The pitching is an issue. You have Sabathia pitching into the 7th and then the rest of the squad is unable to qualify for wins. I'm going to assume a trade happens sometime this season. Or maybe Carlos Silva can come to rescue.*
*Carlos Silva was cut by the Cubs. That's a glowing endorsement right there.
And now I need to bring up the emotional thing issue that is the decline and fall of Derek Jeter and Jorge Posada. Honestly, Jorge's decline is not so emotional for me. Posada has been unwatchable for the last couple of years behind the plate, so much so that Russell Martin has me giddy. Martin's been kicking ass with the bat, but what's most exciting to me is that he can catch a major league pitch. With his glove. That's it. He can do that and he can hit a little. That's a revelation. So Posada has annoyed me for a couple of years. I love him for everything he's done, but I'm not especially thrilled that he's the designated hitter and the Yanks are fortunate that this is a period when most teams don't seem to care too much who is hitting out of that spot. But even with that said, it will be interesting to see what the team does if his bat is as slow as it seems. Again, this is just based on observation, but Posada's hitting looks like it could be in serious decline at this moment. Obviously, let's wait and see. No reason to sound the alarm just yet! Get yourself together, but what if he's batting .225 with a dismal OBP and no slugging and it's late May? Jesus?

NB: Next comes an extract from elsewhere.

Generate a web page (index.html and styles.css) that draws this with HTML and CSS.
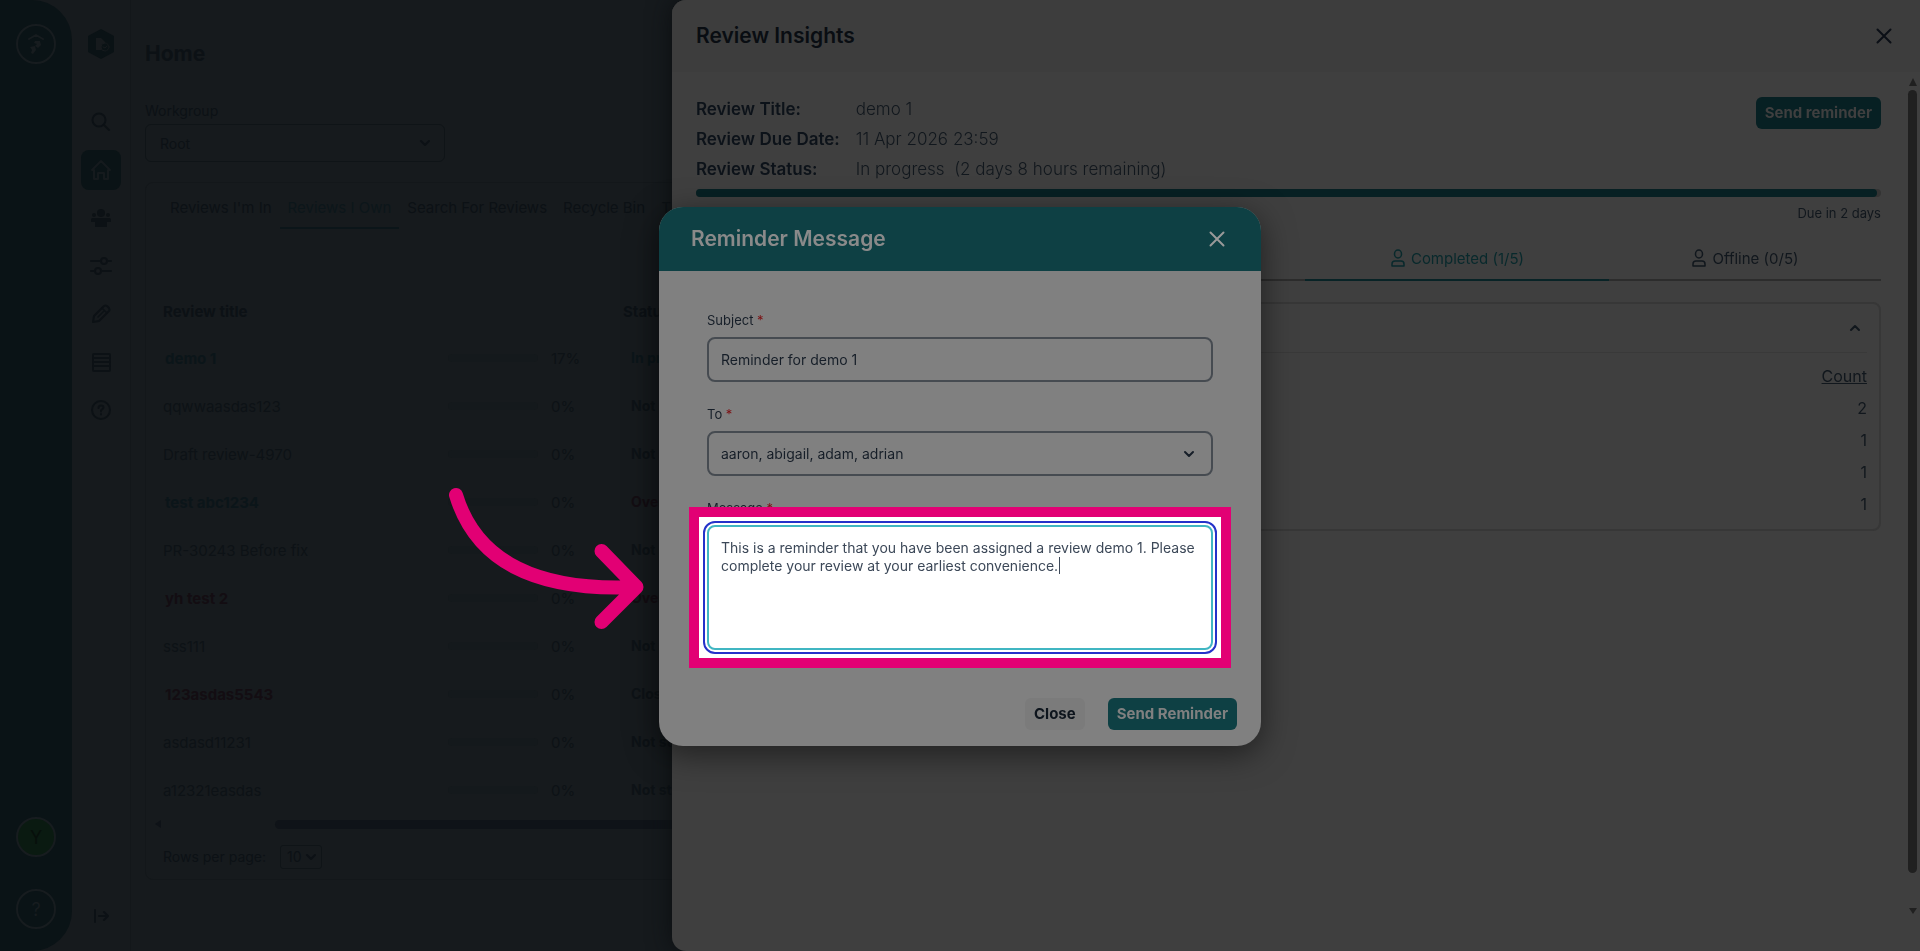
FILE: index.html
```html
<!DOCTYPE html>
<html lang="en">
<head>
<meta charset="utf-8">
<title>Review Insights</title>
<link rel="stylesheet" href="styles.css">
</head>
<body>
<div class="app">
  <aside class="rail">
    <button class="rail-btn" aria-label="Workspace"><svg width="20" height="22" viewBox="0 0 20 22"><path d="M3 6l7-4 7 4" fill="none" stroke="currentColor"/><path d="M9 8h5l1 4-3 3-3-2 2-2-3-1z"/><path d="M4 14l5-1 1 4-3 4-2-1 1-3z"/></svg></button>
    <span class="grow"></span>
    <button class="rail-btn user">Y</button>
    <button class="rail-btn help">?</button>
  </aside>
  <nav class="side">
    <a class="brand" href="#" aria-label="Reviews"><svg width="28" height="32" viewBox="0 0 28 32"><path d="M14 1 27 8v16L14 31 1 24V8z" fill="#0a1215" stroke="none"/><path d="M9 10h5l4 4v2l-3 3v3H9z" fill="#161a1d" stroke="none"/><circle cx="18" cy="19" r="4" fill="#0a1215" stroke="#161a1d" stroke-width="1"/><path d="M16 19l2 1 2-2" stroke="#161a1d" stroke-width="1"/></svg></a>
    <a class="nav" href="#" aria-label="Search"><svg width="22" height="22" viewBox="0 0 22 22"><circle cx="9" cy="9" r="6.500"/><path d="M14 14l5 5"/></svg></a>
    <a class="nav on" href="#" aria-label="Home"><svg width="22" height="22" viewBox="0 0 22 22"><path d="M2 11 11 2l9 9h-2v9h-4v-6H8v6H4v-9z"/></svg></a>
    <a class="nav" href="#" aria-label="People"><svg width="22" height="22" viewBox="0 0 22 22" class="solid"><circle cx="11" cy="6" r="4"/><circle cx="4" cy="8" r="2"/><circle cx="18" cy="8" r="2"/><path d="M1 15v-3l1-1h18l1 1v3h-4v5H5v-5z"/></svg></a>
    <a class="nav" href="#" aria-label="Settings"><svg width="22" height="22" viewBox="0 0 22 22"><circle cx="14" cy="6" r="3"/><circle cx="8" cy="16" r="3"/><path d="M1 6h10M17 6h4M1 16h4M11 16h10"/></svg></a>
    <a class="nav" href="#" aria-label="Edit"><svg width="22" height="22" viewBox="0 0 22 22"><path d="M3 19l1-6L14 3q1.500-1 3 0l2 2q1 1.500 0 3L9 18z"/><path d="M12 5l5 5M8 14l6-6" stroke-width="1.500"/></svg></a>
    <a class="nav" href="#" aria-label="List"><svg width="22" height="22" viewBox="0 0 22 22"><rect x="3" y="3" width="17" height="17" rx="1"/><path d="M3 7h17M3 11h17M3 15h17"/></svg></a>
    <a class="nav" href="#" aria-label="Help"><svg width="22" height="22" viewBox="0 0 22 22"><circle cx="11" cy="11" r="9"/><path d="M8.500 9q0-2.500 2.500-2.500t2.500 2q0 1.200-1.500 2t-1 2M11 15v.5"/></svg></a>
    <span class="grow"></span>
    <a class="nav out" href="#" aria-label="Expand"><svg width="18" height="18" viewBox="0 0 18 18"><path d="M3 3v12M7 9h9M12 5l4 4-4 4"/></svg></a>
  </nav>
  <main class="main">
    <h1>Home</h1>
    <label class="wg-label" for="wg">Workgroup</label>
    <div class="pick wg"><select id="wg"><option>Root</option></select><svg width="12" height="12" viewBox="0 0 12 12"><path d="M2 4l4 4 4-4"/></svg></div>
    <section class="card">
      <div class="tabs"><button>Reviews I'm In</button><button class="on">Reviews I Own</button><button>Search For Reviews</button><button>Recycle Bin</button><button>T</button></div>
      <table class="list">
        <thead><tr><th class="c1">Review title</th><th class="c2"></th><th class="c3"></th><th>Status</th></tr></thead>
        <tbody>
          <tr><td><b class="name go">demo 1</b></td><td><i class="bar"></i></td><td>17%</td><td><b class="chip go">In progress</b></td></tr>
          <tr><td>qqwwaasdas123</td><td><i class="bar"></i></td><td>0%</td><td><b class="chip">Not started</b></td></tr>
          <tr><td>Draft review-4970</td><td><i class="bar"></i></td><td>0%</td><td><b class="chip">Not started</b></td></tr>
          <tr><td><b class="name go">test abc1234</b></td><td><i class="bar"></i></td><td>0%</td><td><b class="chip late">Overdue</b></td></tr>
          <tr><td>PR-30243 Before fix</td><td><i class="bar"></i></td><td>0%</td><td><b class="chip">Not started</b></td></tr>
          <tr><td><b class="name late">yh test 2</b></td><td><i class="bar"></i></td><td>0%</td><td><b class="chip late">Overdue</b></td></tr>
          <tr><td>sss111</td><td><i class="bar"></i></td><td>0%</td><td><b class="chip">Not started</b></td></tr>
          <tr><td><b class="name late">123asdas5543</b></td><td><i class="bar"></i></td><td>0%</td><td><b class="chip">Closed</b></td></tr>
          <tr><td>asdasd11231</td><td><i class="bar"></i></td><td>0%</td><td><b class="chip">Not started</b></td></tr>
          <tr><td>a12321easdas</td><td><i class="bar"></i></td><td>0%</td><td><b class="chip">Not started</b></td></tr>
        </tbody>
      </table>
      <div class="hscroll"><svg width="6" height="10" viewBox="0 0 6 10"><path d="M6 1v8L0 5z"/></svg><span></span></div>
      <div class="pager"><label for="rows">Rows per page:</label><div class="pick small"><select id="rows"><option>10</option></select><svg width="12" height="12" viewBox="0 0 12 12"><path d="M2 4l4 4 4-4"/></svg></div></div>
    </section>
  </main>
</div>

<aside class="drawer">
  <header class="drawer-head"><h2>Review Insights</h2><button class="x" aria-label="Close panel"><svg width="16" height="16" viewBox="0 0 16 16"><path d="M1.500 1.500l13 13M14.500 1.500l-13 13"/></svg></button></header>
  <div class="drawer-wrap">
    <div class="drawer-body">
      <div class="top">
        <dl><dt>Review Title:</dt><dd>demo 1</dd><dt>Review Due Date:</dt><dd>11 Apr 2026 23:59</dd><dt>Review Status:</dt><dd>In progress &nbsp;(2 days 8 hours remaining)</dd></dl>
        <button class="btn dim">Send reminder</button>
      </div>
      <div class="meter"><span></span></div>
      <p class="due">Due in 2 days</p>
      <div class="dtabs">
        <span class="rest"></span>
        <button class="on"><svg width="16" height="18" viewBox="0 0 16 18"><ellipse cx="8" cy="5" rx="3.500" ry="4"/><path d="M2 17v-2q0-3 3-3h6q3 0 3 3v2z"/></svg>Completed (1/5)</button>
        <button class="last"><svg width="16" height="18" viewBox="0 0 16 18"><ellipse cx="8" cy="5" rx="3.500" ry="4"/><path d="M2 17v-2q0-3 3-3h6q3 0 3 3v2z"/></svg>Offline (0/5)</button>
      </div>
      <section class="panel">
        <button class="fold" aria-label="Collapse"><svg width="12" height="12" viewBox="0 0 12 12"><path d="M2 8l4-4 4 4"/></svg></button>
        <table class="counts"><thead><tr><th>Count</th></tr></thead><tbody><tr><td>2</td></tr><tr><td>1</td></tr><tr><td>1</td></tr><tr><td>1</td></tr></tbody></table>
      </section>
    </div>
    <div class="vscroll"><svg width="8" height="8" viewBox="0 0 8 8"><path d="M4 0l4 8H0z"/></svg><span></span><svg width="8" height="6" viewBox="0 0 8 6"><path d="M0 0h8L4 6z"/></svg></div>
  </div>
</aside>

<div class="layer">
  <form class="modal">
    <header class="modal-head"><h2>Reminder Message</h2><button type="button" class="x" aria-label="Close dialog"><svg width="16" height="16" viewBox="0 0 16 16"><path d="M1.500 1.500l13 13M14.500 1.500l-13 13"/></svg></button></header>
    <div class="fields">
      <label for="subject">Subject <em>*</em></label>
      <input id="subject" type="text" value="Reminder for demo 1">
      <label for="to">To <em>*</em></label>
      <div class="pick to"><select id="to"><option>aaron, abigail, adam, adrian</option></select><svg width="12" height="12" viewBox="0 0 12 12"><path d="M2 4l4 4 4-4"/></svg></div>
      <label for="msg">Message <em>*</em></label>
      <div class="spot"><textarea id="msg">This is a reminder that you have been assigned a review demo 1. Please complete your review at your earliest convenience.</textarea><i class="caret"></i></div>
    </div>
    <footer class="foot"><button type="button" class="btn plain">Close</button><button type="button" class="btn">Send Reminder</button></footer>
    <svg class="arrow" width="200" height="150" viewBox="0 0 200 150"><path d="M10 12C29 75 85 109 190 104M155.500 68L190.500 104L155.500 139"/></svg>
  </form>
</div>
</body>
</html>
```
FILE: styles.css
```css
* { box-sizing: border-box; }
body { margin: 0; height: 100vh; overflow: hidden; background: #161a1d; color: #0c1115; font-family: Inter, "Liberation Sans", sans-serif; font-size: 15px; }
h1, h2, p, dl, dd { margin: 0; }
button, input, select, textarea { font: inherit; color: inherit; background: none; border: 0; margin: 0; padding: 0; }
svg { display: block; flex: none; fill: none; stroke: currentColor; stroke-width: 2; stroke-linecap: round; stroke-linejoin: round; }
table { border-collapse: collapse; }
.grow { flex: 1; }

.app { display: flex; height: 100%; }
.rail { width: 72px; flex: none; display: flex; flex-direction: column; align-items: center; gap: 32px; padding: 24px 0 22px; background: #0a1316; border-radius: 0 40px 40px 0; }
.rail-btn { width: 40px; height: 40px; display: grid; place-items: center; border: 2px solid #171c1f; border-radius: 50%; color: #171c1f; font-size: 18px; }
.rail-btn svg { stroke: none; fill: currentColor; }
.rail-btn.user { background: #0a1a11; color: #070f0b; }
.side { width: 58px; flex: none; margin-left: 1px; display: flex; flex-direction: column; align-items: center; gap: 8px; padding: 28px 2px 15px 0; border-right: 1px solid #13171a; }
.side a { color: #0c1115; }
.brand { margin-bottom: 34px; }
.nav { width: 40px; height: 40px; display: grid; place-items: center; border-radius: 8px; }
.nav.on { background: #0a1316; }
.side .nav.on { color: #151a1d; }
.solid { fill: currentColor; stroke: none; }
.main { flex: 1; min-width: 0; padding: 39px 0 0 14px; }
h1 { font-size: 21px; line-height: 30px; }
.wg-label { display: block; margin-top: 32px; height: 23px; font-size: 14px; line-height: 20px; }
.pick { position: relative; }
.pick select { appearance: none; width: 100%; height: 100%; border-radius: 6px; }
.pick svg { position: absolute; right: 14px; top: 50%; margin-top: -6px; pointer-events: none; }
.wg { width: 300px; height: 38px; font-size: 14px; }
.wg select { border: 1px solid #0f1417; padding: 0 14px; }
.card { margin-top: 20px; border: 1px solid #13171a; border-radius: 8px 0 0 8px; }
.tabs { display: flex; white-space: nowrap; height: 46px; padding-left: 16px; overflow: hidden; }
.tabs button { padding: 4px 8px 0; border-bottom: 2px solid transparent; }
.tabs .on { color: #0c161a; border-color: #0b1519; }
.list { table-layout: fixed; width: 100%; margin-top: 59px; margin-left: 17px; text-align: left; white-space: nowrap; }
.list th { height: 46px; padding: 0; font-size: 15px; }
.list td { height: 48px; padding: 0; overflow: hidden; }
.list tbody { color: #0d1216; }
.c1 { width: 285px; }
.c2 { width: 103px; }
.c3 { width: 72px; }
.name { padding-left: 2px; }
.go { color: #0b1519; }
.late { color: #130d12; }
.bar { display: block; width: 90px; height: 8px; border-radius: 4px; background: #14191c; }
.chip { display: inline-block; padding: 0 8px; font-size: 14px; line-height: 20px; }
.hscroll { display: flex; align-items: center; gap: 114px; height: 20px; padding-left: 9px; }
.hscroll svg, .vscroll svg { stroke: none; fill: #0e1217; }
.hscroll span { flex: 1; height: 9px; border-radius: 5px 0 0 5px; background: #0f1318; }
.pager { display: flex; align-items: center; gap: 14px; height: 45px; padding-left: 17px; font-size: 14px; }
.small { width: 42px; height: 24px; }
.small select { border: 1px solid #0f1417; border-radius: 3px; padding-left: 6px; }
.small svg { right: 5px; }

.drawer { position: fixed; inset: 0 0 0 auto; width: 65%; display: flex; flex-direction: column; background: #3f3f3f; border-radius: 14px 0 0 14px; overflow: hidden; box-shadow: 0 0 24px #0b0e10; }
.drawer-head { display: flex; align-items: center; justify-content: space-between; height: 72px; padding: 0 28px 0 24px; background: #3d3d3d; color: #090d12; }
h2 { font-size: 21px; line-height: 28px; font-weight: 600; }
.x { color: #0b0f16; }
.drawer-wrap { flex: 1; display: flex; min-height: 0; }
.drawer-body { flex: 1; padding: 22px 27px 0 24px; color: #11171d; }
.top { display: flex; justify-content: space-between; align-items: flex-start; font-size: 17px; line-height: 30px; }
dl { display: grid; grid-template-columns: auto auto; column-gap: 16px; }
dt { font-weight: 600; color: #0c1219; }
dd { font-weight: 300; }
.btn { height: 32px; padding: 0 9px; border-radius: 6px; background: #0e4044; color: #808080; font-size: 15px; line-height: 20px; font-weight: 700; }
.btn.dim { margin-top: 3px; background: #072023; color: #3f3f3f; }
.meter { height: 8px; margin-top: 5px; border-radius: 4px; background: #333; }
.meter span { display: block; width: 99.700%; height: 100%; border-radius: 4px; background: #072023; }
.due { margin-top: 6px; text-align: right; font-size: 13px; line-height: 20px; }
.dtabs { display: flex; height: 46px; margin-top: 12px; }
.dtabs > * { border-bottom: 2px solid #2c2c2c; }
.rest { flex: 609; }
.dtabs button { flex: 304; display: flex; align-items: center; justify-content: center; gap: 5px; padding-top: 2px; font-size: 15px; }
.dtabs .last { flex: 272; }
.dtabs svg { stroke-width: 1.500; }
.dtabs .on { color: #08292c; border-color: #082326; }
.panel { margin-top: 21px; border: 2px solid #373737; border-radius: 8px; padding: 0 12px 9px; }
.fold { width: 100%; height: 49px; padding-right: 6px; display: flex; align-items: center; justify-content: flex-end; border-bottom: 1px solid #393939; }
.counts { width: 100%; margin-top: 7px; text-align: right; font-size: 16px; }
.counts th, .counts td { height: 32px; padding: 0; font-weight: 400; }
.counts th { text-decoration: underline; }
.vscroll { width: 12px; display: flex; flex-direction: column; align-items: center; padding: 6px 3px 37px 0; gap: 4px; }
.vscroll span { flex: 1; width: 9px; border-radius: 5px; background: #202020; margin-bottom: 31px; }
.vscroll svg { fill: #202020; }

.layer { position: fixed; inset: 0; display: grid; place-items: center; padding-top: 2px; }
.modal { position: relative; width: 602px; background: #808080; border-radius: 24px; box-shadow: 0 8px 32px rgba(0, 0, 0, .5); color: #161e28; }
.modal-head { display: flex; align-items: center; justify-content: space-between; height: 64px; padding: 0 36px 0 32px; background: #0e4044; border-radius: 24px 24px 0 0; color: #8a8a8a; }
.modal-head .x { color: #999; }
.fields { padding: 39px 48px 0; font-size: 14px; }
.fields label { display: block; height: 27px; font-size: 13px; line-height: 20px; }
.fields em { color: #7c1013; font-style: normal; }
.fields input, .to { display: block; width: 100%; height: 45px; margin-bottom: 22px; }
.fields input, .to select { border: 2px solid #464b51; border-radius: 8px; padding: 0 12px; }
.to svg { right: 18px; }
.spot { position: relative; }
.spot::before { content: ""; position: absolute; inset: -18px; background: #fff; border: 10px solid #e20074; }
.spot textarea { position: relative; display: block; width: 100%; height: 125px; padding: 12px; resize: none; line-height: 18px; background: #fff; color: #3c4858; border: 2px solid #40b6c2; border-radius: 8px; outline: 2px solid #2432c9; outline-offset: 2px; }
.caret { position: absolute; left: 352px; top: 32px; width: 1px; height: 17px; background: #3c4858; }
.foot { display: flex; justify-content: flex-end; gap: 23px; padding: 48px 24px 16px; }
.btn.plain { background: #7b7b7b; color: #0e151d; }
.arrow { position: absolute; left: -213px; top: 276px; stroke: #e20074; stroke-width: 14; }
```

Feck that. Derek Jeter is just doing this for dramatic purposes. There is no chance he is done. None.
Oh, I'm not too thrilled by Brett Gardner right now. But he's proven me wrong in the past. I still can't believe he's able to get on base with so little power. He is an impressive player.
We're only fewer than 10 games in, so a few of these impressions could be wrong, I guess. But this is what I'm thinking. Things are good. Things are not so good. So so-so in the end.